Investor psychology has a habit of turning risk into entitlement. When prices rise, people begin to believe that participation itself has become a skill. They then borrow against that belief. This is where game theory enters the room. In a crowded trade, every participant can believe they are acting rationally while the collective outcome becomes less stable. Each investor’s leverage may be defensible in isolation; the aggregate result can still be precarious.
That is the old prisoner’s dilemma of market manias. No one wants to be the last unlevered holder when everyone else is using borrowed money to push returns higher. So the crowd leans harder, and the exit narrows. Markets are full of people seeking the safety of consensus, only to discover that consensus is often the least safe place to stand once conditions change.
Deutsche Bank analysts flagged two possible sources of more “animal spirits” over the next three to six months: lower US import tariffs or a dovish Federal Reserve. That is a useful reminder that euphoria does not always end because valuations look silly. Sometimes it ends only after the supply of optimism is interrupted. If policy becomes friendlier, the market may find yet another reason to borrow and press its advantage.

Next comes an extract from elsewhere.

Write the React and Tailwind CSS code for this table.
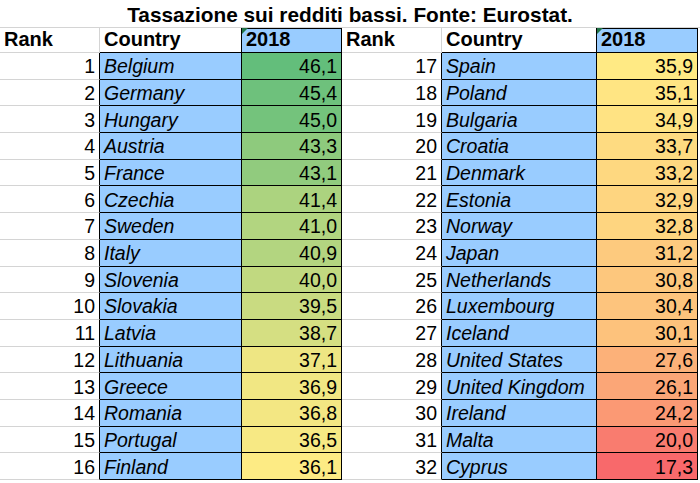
import React from "react";

const left = [
  ["Belgium", 46.1], ["Germany", 45.4], ["Hungary", 45.0], ["Austria", 43.3],
  ["France", 43.1], ["Czechia", 41.4], ["Sweden", 41.0], ["Italy", 40.9],
  ["Slovenia", 40.0], ["Slovakia", 39.5], ["Latvia", 38.7], ["Lithuania", 37.1],
  ["Greece", 36.9], ["Romania", 36.8], ["Portugal", 36.5], ["Finland", 36.1],
];

const right = [
  ["Spain", 35.9], ["Poland", 35.1], ["Bulgaria", 34.9], ["Croatia", 33.7],
  ["Denmark", 33.2], ["Estonia", 32.9], ["Norway", 32.8], ["Japan", 31.2],
  ["Netherlands", 30.8], ["Luxembourg", 30.4], ["Iceland", 30.1], ["United States", 27.6],
  ["United Kingdom", 26.1], ["Ireland", 24.2], ["Malta", 20.0], ["Cyprus", 17.3],
];

// excel 3-colour scale: red -> yellow (median) -> green
const MIN = 17.3, MID = 36.0, MAX = 46.1;
const RED = [248, 105, 107], YEL = [255, 235, 132], GRN = [99, 190, 123];

function mix(a, b, t) {
  return a.map((v, i) => Math.round(v + (b[i] - v) * t));
}

function scaleColor(v) {
  const c = v >= MID ? mix(YEL, GRN, (v - MID) / (MAX - MID)) : mix(RED, YEL, (v - MIN) / (MID - MIN));
  return `rgb(${c[0]}, ${c[1]}, ${c[2]})`;
}

const fmt = (v) => v.toFixed(1).replace(".", ",");

function HeaderCells() {
  return (
    <>
      <div className="flex items-end pb-[1px] pl-1 font-bold text-[20px] border-r border-b border-[#d4d4d4]">Rank</div>
      <div className="flex items-end pb-[1px] pl-1 font-bold text-[20px] border-r border-b border-black">Country</div>
      <div className="relative flex items-end pb-[1px] pl-1 font-bold text-[20px] bg-[#99ccff] border-r border-b border-black shadow-[inset_0_1px_0_#000]">
        <span className="absolute left-0 top-0 w-0 h-0 border-t-[6px] border-t-[#217346] border-r-[6px] border-r-transparent" />
        2018
      </div>
    </>
  );
}

function RowCells({ rank, name, value }) {
  return (
    <>
      <div className="flex items-end pb-[1px] justify-end pr-1 border-r border-r-black border-b border-b-[#d4d4d4]">{rank}</div>
      <div className="flex items-end pb-[1px] pl-1 italic bg-[#99ccff] border-r border-b border-black whitespace-nowrap">{name}</div>
      <div
        className="flex items-end pb-[1px] justify-end pr-1 border-r border-b border-black"
        style={{ backgroundColor: scaleColor(value) }}
      >
        {fmt(value)}
      </div>
    </>
  );
}

export default function App() {
  return (
    <div className="w-[700px] h-[483px] bg-white overflow-hidden text-black font-['Liberation_Sans',Arial,sans-serif]">
      <div className="h-[28px] flex items-center justify-center pt-[2px] font-bold text-[20.8px] border-b border-[#d4d4d4]">
        Tassazione sui redditi bassi. Fonte: Eurostat.
      </div>
      <div className="grid grid-cols-[100px_142px_100px_100px_155px_101px] grid-rows-[25px] auto-rows-[26.7px] text-[19.5px] leading-[1.15]">
        <HeaderCells />
        <HeaderCells />
        {left.map((row, i) => (
          <React.Fragment key={row[0]}>
            <RowCells rank={i + 1} name={row[0]} value={row[1]} />
            <RowCells rank={i + 17} name={right[i][0]} value={right[i][1]} />
          </React.Fragment>
        ))}
      </div>
    </div>
  );
}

But that is precisely why the signal is uncomfortable. A more accommodative backdrop can postpone discipline, not abolish it. In nature, a dry forest can keep standing through several calm weeks before a single spark finds the weakness that had been building all along. The absence of fire is not proof of safety. It may simply mean the conditions have not yet aligned.
Every serious bubble has its philosophers. The argument is always that the new era justifies the old skepticism. In the late stages, leverage often seems prudent because it is profitable. Margin debt then becomes a social proof machine: if so many others are borrowing to buy, maybe the danger is exaggerated. That reasoning has killed more capital than panic ever did.
The irony is that leverage often appears most attractive when it is least necessary. A market already hitting record highs does not need help from borrowed money to prove its strength. Yet human beings are rarely content with sufficient returns. They reach for amplification. They want to turn a good outcome into a better one, and in doing so they invite instability into a system that was already working. That is not boldness. It is a refusal to respect limits.
A record in margin debt is not a prediction. It is a confession. It tells you investors are comfortable enough to add borrowed fuel to a rally that has already run far enough to attract attention. It also tells you that many participants have become less interested in protection than in participation. That is usually the moment when the market starts to resemble a crowded theater with a narrow door.
The next monthly FINRA margin-debt release, typically published around the 15th of each month for data two months prior, will show whether the appetite is still expanding. But the deeper lesson does not depend on the next print. The lesson is that markets do not collapse simply because prices are high. They become fragile when too many people need the trend to continue and have funded that need with borrowed money.
That is why borrowed euphoria is so dangerous. It feels like confidence, yet it is really dependence. And dependence, once embedded in a rising market, can turn a graceful ascent into a very fast lesson in gravity.